All alerts are Kubernetes ConfigMaps with the signoz.io/alert: "true" label, discovered and synced by the signoz-dashboard-sidecar. The alert JSON lives in data.alert.json.

Required Fields

json
{
  "alert": "Alert Name",
  "alertType": "METRICS_BASED_ALERT",
  "ruleType": "threshold_rule",
  "version": "v5",
  "broadcastToAll": false,
  "disabled": false,
  "evalWindow": "10m0s",
  "frequency": "2m0s",
  "severity": "critical",
  "labels": { ... },
  "annotations": { "summary": "...", "description": "..." },
  "condition": { ... },
  "preferredChannels": ["incidentio"]
}

Query Format (v5)

SigNoz v0.113 uses the v5 query builder format with a queries array (not the older builderQueries map):

json
"compositeQuery": {
  "queries": [
    {
      "type": "builder_query",
      "spec": {
        "name": "A",
        "signal": "metrics",
        "stepInterval": 60,
        "aggregations": [
          {
            "timeAggregation": "avg",
            "spaceAggregation": "avg",
            "metricName": "httpcheck.status"
          }
        ],
        "filter": {
          "expression": "http.url = 'https://example.jomcgi.dev'"
        },
        "groupBy": [],
        "order": [],
        "disabled": false
      }
    }
  ],
  "panelType": "graph",
  "queryType": "builder"
}

Key differences from older SigNoz versions:

  • queries is an array of {type, spec} objects (not a builderQueries map of {queryName, dataSource, ...})
  • Aggregation uses timeAggregation/spaceAggregation/metricName (not aggregateOperator/aggregateAttribute)
  • Filters use expression string syntax (not items array with key/op/value objects)

Threshold Configuration (CRITICAL)

Thresholds must be defined in two places on the condition object — both are required:

json
"condition": {
  "compositeQuery": { ... },
  "selectedQueryName": "A",
  "op": "2",
  "target": 1,
  "matchType": "5",
  "targetUnit": "",
  "thresholds": {
    "kind": "basic",
    "spec": [
      {
        "name": "critical",
        "target": 1,
        "targetUnit": "",
        "matchType": "5",
        "op": "2",
        "channels": ["incidentio"]
      }
    ]
  }
}

Why both are required: SigNoz v0.113's PostableRule.processRuleDefaults() defaults the internal schemaVersion to "v1" (this is separate from the top-level "version": "v5" which controls query format).

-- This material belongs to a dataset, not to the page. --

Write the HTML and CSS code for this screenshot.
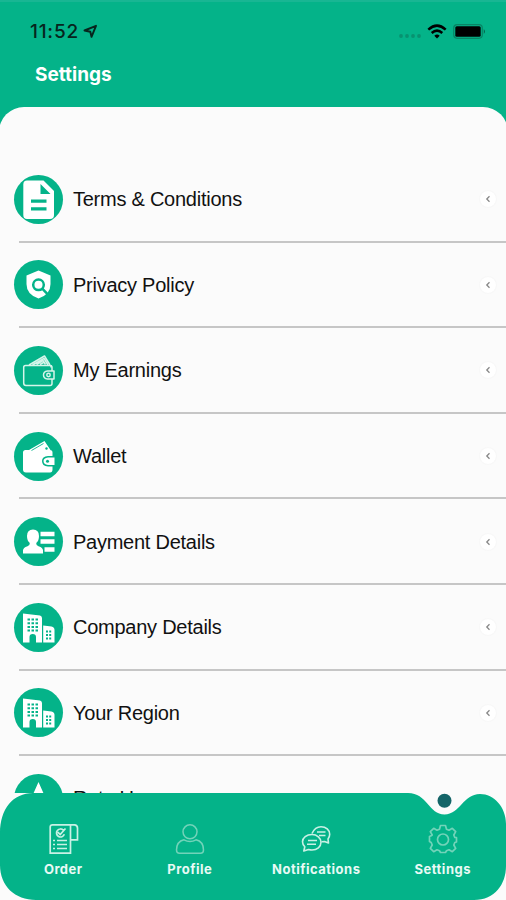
FILE: index.html
```html
<!DOCTYPE html>
<html lang="en">
<head>
    <meta charset="UTF-8">
    <meta name="viewport" content="width=device-width, initial-scale=1.0">
    <title>Settings</title>
    <link rel="stylesheet" href="styles.css">
</head>
<body>
    <!-- shared icons -->
    <svg class="defs" width="0" height="0">
        <symbol id="buildings" viewBox="0 0 49 49">
            <path fill="#fff" d="M9 10.500L26 12.500Q28 13 28 15V39.500H22V34Q22 31 18.700 31Q15.500 31 15.500 34V39.500H9Z"/>
            <path fill="#fff" d="M29.200 22.500L37.500 23.500Q40.500 24 40.500 27V39.500H29.200Z"/>
            <path stroke="#04b389" stroke-width="2" stroke-dasharray="2.500 1.500" d="M13.500 16.500H24M13.500 20.200H24M13.500 23.900H24M13.500 27.600H24"/>
            <path stroke="#04b389" stroke-width="1.800" stroke-dasharray="2 1.200" d="M32 28.500H37.500M32 32H37.500M32 35.500H37.500"/>
        </symbol>
    </svg>

    <div class="screen">
        <header class="header">
            <div class="status-bar">
                <span class="time">11:52</span>
                <svg class="location" width="15" height="15" viewBox="0 0 15 15">
                    <path d="M1.500 6.500L13 1.800L8.500 12.800L7.300 7.800Z" fill="none" stroke="#07251d" stroke-width="1.900" stroke-linejoin="round"/>
                </svg>
                <svg class="signal" width="24" height="6" viewBox="0 0 24 6" fill="#089270">
                    <circle cx="3" cy="3" r="1.900"/><circle cx="9" cy="3" r="1.900"/><circle cx="15" cy="3" r="1.900"/><circle cx="21" cy="3" r="1.900"/>
                </svg>
                <svg class="wifi" width="20" height="15" viewBox="0 0 20 15" fill="none" stroke="#000" stroke-width="2.500">
                    <path d="M1.300 5.600Q10 -2.400 18.700 5.600M4.700 9Q10 4.300 15.300 9"/>
                    <path d="M10 14.500L7.300 11.700Q10 9.300 12.700 11.700Z" fill="#000" stroke="none"/>
                </svg>
                <svg class="battery" width="33" height="15" viewBox="0 0 33 15">
                    <rect x="0.700" y="0.700" width="28.600" height="13.600" rx="3.500" fill="none" stroke="#088565" stroke-width="1.200"/>
                    <rect x="2.300" y="2.300" width="25.400" height="10.400" rx="1.500"/>
                    <path d="M30.800 5Q33 7.500 30.800 10Z" fill="#075f4a"/>
                </svg>
            </div>
            <h1>Settings</h1>
        </header>

        <main class="panel">
            <ul class="menu">
                <li class="menu-item">
                    <span class="icon">
                        <svg viewBox="0 0 49 49">
                            <path fill="#fff" d="M13 5.500H29.500L40 16V40Q40 44 36 44H13Q9.300 44 9.300 40V9.500Q9.300 5.500 13 5.500Z"/>
                            <path fill="#04b389" d="M26.500 9L36.500 19H26.500ZM17 24.500H32.500V27.700H17ZM17 32.200H32.500V35.500H17Z"/>
                        </svg>
                    </span>
                    <span class="label">Terms &amp; Conditions</span>
                    <span class="arrow"><svg viewBox="0 0 6 8"><path d="M4.500 1.300L1.800 4L4.500 6.700"/></svg></span>
                </li>
                <li class="menu-item">
                    <span class="icon">
                        <svg viewBox="0 0 49 49">
                            <path fill="#fff" d="M24.500 10.500L36.500 15.500V24Q36.500 34.500 24.500 38.500Q12.500 34.500 12.500 24V15.500Z"/>
                            <circle cx="24.500" cy="24.800" r="5.300" fill="none" stroke="#04b389" stroke-width="2.500"/>
                            <path d="M28.300 28.600L34 34.600" stroke="#04b389" stroke-width="2.500"/>
                        </svg>
                    </span>
                    <span class="label">Privacy Policy</span>
                    <span class="arrow"><svg viewBox="0 0 6 8"><path d="M4.500 1.300L1.800 4L4.500 6.700"/></svg></span>
                </li>
                <li class="menu-item">
                    <span class="icon">
                        <svg viewBox="0 0 49 49" fill="none" stroke="#d5f5ea" stroke-width="1.500" stroke-linejoin="round">
                            <path d="M38 25V21.500Q38 19.500 36 19.500H11.500Q9.700 19.500 9.700 21.500V37Q9.700 39.500 12 39.500H36Q38 39.500 38 37.500V33"/>
                            <path d="M40 25H33.500Q29.500 25.500 29.500 29Q29.500 32.500 33.500 33H40ZM37 21.500V19"/>
                            <circle cx="34.500" cy="29" r="1.700"/>
                            <path d="M15 19L30.500 10L36 19M18.500 19L30 12.500L34 19M22.500 18.500L29 14.500L31.500 18.500M26 18.500L29.500 16.500"/>
                        </svg>
                    </span>
                    <span class="label">My Earnings</span>
                    <span class="arrow"><svg viewBox="0 0 6 8"><path d="M4.500 1.300L1.800 4L4.500 6.700"/></svg></span>
                </li>
                <li class="menu-item">
                    <span class="icon">
                        <svg viewBox="0 0 49 49" fill="#fff">
                            <path d="M11.500 18H36Q38.500 18 38.500 20.500V24H34Q28 24.500 28 29Q28 34 34 34.500H38.500V37.500Q38.500 40.500 36 40.500H12Q9 40.500 9 37.500V20.500Q9 18 11.500 18Z"/>
                            <path d="M15 18L30.500 9L36.500 18ZM34 25.500H40.500V33H34Q29.500 32.500 29.500 29Q29.500 26 34 25.500Z"/>
                            <g fill="#04b389"><circle cx="33.500" cy="29.200" r="1.500"/><circle cx="32.500" cy="16.500" r="1.200"/></g>
                            <path d="M17.500 18.500L29.500 11.500" stroke="#04b389" stroke-width="0.900"/>
                        </svg>
                    </span>
                    <span class="label">Wallet</span>
                    <span class="arrow"><svg viewBox="0 0 6 8"><path d="M4.500 1.300L1.800 4L4.500 6.700"/></svg></span>
                </li>
                <li class="menu-item">
                    <span class="icon">
                        <svg viewBox="0 0 49 49" fill="#fff">
                            <path d="M19 12.500Q25 12.500 25 19Q25 24 22.200 26Q22 28.500 24.500 29.200Q29 30.500 29 33.500V36.500H9V33.500Q9 30.500 13.500 29.200Q16 28.500 15.800 26Q13 24 13 19Q13 12.500 19 12.500Z"/>
                            <path d="M26.500 14.800H40.500V19.200H26.500ZM26.500 22.300H40.500V26.700H26.500ZM30.500 30.300H40.500V34.700H30.500Z"/>
                        </svg>
                    </span>
                    <span class="label">Payment Details</span>
                    <span class="arrow"><svg viewBox="0 0 6 8"><path d="M4.500 1.300L1.800 4L4.500 6.700"/></svg></span>
                </li>
                <li class="menu-item">
                    <span class="icon"><svg><use href="#buildings"/></svg></span>
                    <span class="label">Company Details</span>
                    <span class="arrow"><svg viewBox="0 0 6 8"><path d="M4.500 1.300L1.800 4L4.500 6.700"/></svg></span>
                </li>
                <li class="menu-item">
                    <span class="icon"><svg><use href="#buildings"/></svg></span>
                    <span class="label">Your Region</span>
                    <span class="arrow"><svg viewBox="0 0 6 8"><path d="M4.500 1.300L1.800 4L4.500 6.700"/></svg></span>
                </li>
                <li class="menu-item">
                    <span class="icon">
                        <svg viewBox="0 0 49 49"><path fill="#fff" d="M24.500 8L29.500 19.200L41 20.200L31.800 28L35 40L24.500 33.300L14 40L17.200 28L8 20.200L19.500 19.200Z"/></svg>
                    </span>
                    <span class="label">Rate Us</span>
                </li>
            </ul>
        </main>

        <nav class="tab-bar">
            <svg class="tab-shape" viewBox="0 0 506 107">
                <path fill="#04b389" d="M33 0H408C427 0 429 21.500 444.500 21.500C460 21.500 463 1 480 1C494 1 506 14 506 31V73C506 91 495 107 474 107H36C15 107 0 93 0 72V40C0 16 13 0 33 0Z"/>
                <circle cx="444.500" cy="7.800" r="7" fill="#146568"/>
            </svg>
            <a class="tab">
                <svg viewBox="0 0 32 32" fill="none" stroke="#c9f1e5" stroke-width="1.700">
                    <path d="M23.500 1.800H5.500Q3.200 1.800 3.200 4V30.200H23.500V1.800H27.500Q30.500 2 30.500 5V16.800H23.500"/>
                    <path d="M6 17.500H8M10 17.500H20M6 21.500H8M10 21.500H20M6 25.500H8M10 25.500H20"/>
                    <path d="M16.500 7.300A4 4 0 1 0 17.300 11.300M10.800 9.200L13.200 11.600L18.500 5.500"/>
                </svg>
                <span>Order</span>
            </a>
            <a class="tab">
                <svg viewBox="0 0 32 32" fill="none" stroke="#72d3b9" stroke-width="1.500">
                    <circle cx="16" cy="8.800" r="7"/>
                    <path d="M10 16.800Q16 20 22 16.800Q29.500 18.500 29.500 27Q29.500 30.300 26.500 30.300H5.500Q2.500 30.300 2.500 27Q2.500 18.500 10 16.800Z"/>
                </svg>
                <span>Profile</span>
            </a>
            <a class="tab">
                <svg viewBox="0 0 32 32" fill="none" stroke="#c9f1e5" stroke-width="1.600" stroke-linejoin="round">
                    <path d="M12 10.500C14 6 17 3.700 21 3.700C26 3.700 29.700 7 29.700 11.300Q29.700 14 28 16L28.500 20L24.500 18.500L21.500 18.800"/>
                    <path d="M12 11.500C17 11.500 21 15 21 19.300C21 23.700 17 27 12 27Q10.500 27 8.500 26.500L3.800 28L4.800 23.800Q2.500 21.500 2.500 18.800C2.500 14.500 6.500 11.500 12 11.500Z"/>
                    <path d="M8 17.500H17M7 21.300H16M17 9H25.500M19 12.500H25.500"/>
                </svg>
                <span>Notifications</span>
            </a>
            <a class="tab active">
                <svg viewBox="0 0 32 32" fill="none" stroke="#72d3b9" stroke-width="1.700" stroke-linejoin="round">
                    <path d="M13.500 2.500H18.500L19.500 6.200L22 7.200L25.300 5.300L28.700 8.700L26.800 12L27.800 14.500H29.500V19L27.800 19.500L26.800 22L28.700 25.300L25.300 28.700L22 26.800L19.500 27.800L18.500 29.500H13.500L12.500 27.800L10 26.800L6.700 28.700L3.300 25.300L5.200 22L4.200 19.500L2.500 18.500V13.500L4.200 12.800L5.200 12L3.300 8.700L6.700 5.300L10 7.200L12.500 6.200Z"/>
                    <circle cx="16" cy="16.500" r="5.500"/>
                </svg>
                <span>Settings</span>
            </a>
        </nav>
    </div>
</body>
</html>
```

FILE: styles.css
```css
* {
    box-sizing: border-box;
}

body {
    margin: 0;
    background: #04b389;
    font-family: "Liberation Sans", Arial, sans-serif;
}

.defs {
    display: block;
}

.screen {
    position: relative;
    height: 900px;
    overflow: hidden;
    display: flex;
    flex-direction: column;
}

.header {
    height: 107px;
    flex-shrink: 0;
    border-top: 2px solid #18b693;
}

.status-bar {
    display: flex;
    align-items: center;
    height: 56px;
    padding: 2px 20px 0 30px;
}

.time {
    width: 50px;
    font-family: Inter, sans-serif;
    font-size: 19px;
    font-weight: 500;
    letter-spacing: 0.8px;
    color: #07251d;
    white-space: nowrap;
}

.location {
    margin-left: 3px;
}

.signal {
    margin: 10px 5px 0 auto;
}

.battery {
    margin-left: 6px;
}

h1 {
    margin: 5px 0 0 35px;
    font-family: Inter, sans-serif;
    font-size: 19px;
    line-height: 23px;
    font-weight: 700;
    color: #fff;
}

.panel {
    flex: 1;
    min-height: 0;
    overflow: hidden;
    margin: 0 -1.500px;
    padding: 50px 1.500px 0;
    background: #fbfbfb;
    border-radius: 25px 25px 0 0;
}

.menu {
    list-style: none;
    margin: 0;
    padding: 0;
}

.menu-item {
    display: flex;
    align-items: center;
    height: 85.600px;
    padding: 0 10px 1px 14px;
    background: linear-gradient(#c6c6c6, #c6c6c6) 19px 100% / 100% 2px no-repeat;
}

.icon {
    width: 49px;
    height: 49px;
    border-radius: 50%;
    background: #04b389;
    overflow: hidden;
}

.icon svg {
    display: block;
    width: 49px;
    height: 49px;
}

.label {
    margin-left: 10px;
    padding-top: 1px;
    font-size: 20px;
    letter-spacing: -0.250px;
    color: #111;
}

.arrow {
    display: flex;
    align-items: center;
    justify-content: center;
    width: 16px;
    height: 16px;
    margin-left: auto;
    border-radius: 50%;
    background: #fff;
    box-shadow: 0 0 2px #eee;
}

.arrow svg {
    width: 6px;
    height: 8px;
    fill: none;
    stroke: #888;
    stroke-width: 1.300;
}

/* bottom bar, stays above the list */
.tab-bar {
    position: absolute;
    left: 0;
    right: 0;
    bottom: 0;
    height: 107px;
    display: grid;
    grid-template-columns: repeat(4, 1fr);
    background: #fbfbfb;
}

.tab-shape {
    position: absolute;
    left: 0;
    top: 0;
    width: 100%;
    height: 107px;
}

.tab {
    position: relative;
    display: flex;
    flex-direction: column;
    align-items: center;
    padding-top: 30px;
    color: #e9faf5;
    font-family: Inter, sans-serif;
    font-size: 13px;
    line-height: 16px;
    font-weight: 700;
    letter-spacing: 0.500px;
}

.tab svg {
    width: 32px;
    height: 32px;
    margin-bottom: 6px;
}
```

For v1 schema, the threshold evaluation reads from the legacy condition-level fields (op, target, matchType, targetUnit), not from the thresholds block. Without the legacy fields, BasicRuleThreshold.TargetValue (*float64) is nil, causing a panic during evaluation when a query returns data.

The thresholds block is still needed for the SigNoz UI to render threshold configuration correctly.

Comparison Operators (op)

ValueMeaningUse case
"1"Greater thanRestart count > N
"2"Less thanhttpcheck.status < 1
"3"Equal toPod phase == Pending
"4"Not equal toStatus != expected

Match Types (matchType)

ValueMeaningUse case
"1"Once in eval windowOOMKilled (any occurrence)
"3"Always in eval windowNode pressure (sustained)
"5"N consecutive times (count = eval/frequency)HTTPCheck (5 failures in 10min)

Alert Categories

HTTPCheck Alerts

Monitor service availability via the OTel httpcheck receiver. Pattern: avg(httpcheck.status) where http.url = '<url>', alert when < 1 for 5 consecutive checks.

ServiceURLLocation
ArgoCDhttps://argocd.jomcgi.dev/healthzoverlays/cluster-critical/argocd/
Longhornhttps://longhorn.jomcgi.devoverlays/cluster-critical/longhorn/
SigNozhttps://signoz.jomcgi.dev/api/v1/healthoverlays/cluster-critical/signoz/
hikes.jomcgi.devhttps://hikes.jomcgi.devoverlays/cluster-critical/signoz/
jomcgi.devhttps://jomcgi.devoverlays/cluster-critical/signoz/
trips pageshttps://trips.jomcgi.devoverlays/cluster-critical/signoz/
marinehttps://marine.jomcgi.dev/healthoverlays/dev/marine/
api-gatewayhttps://api.jomcgi.dev/status.jsonoverlays/prod/api-gateway/
todohttps://todo.jomcgi.devoverlays/prod/todo/
todo-adminhttps://todo-admin.jomcgi.dev/healthoverlays/prod/todo/
imghttps://img.jomcgi.dev/healthoverlays/prod/trips/

ArgoCD App State Alerts

Monitor GitOps application health via the argocd_app_info metric. Pattern: count(argocd_app_info) where health_status = '<state>', grouped by app name and namespace.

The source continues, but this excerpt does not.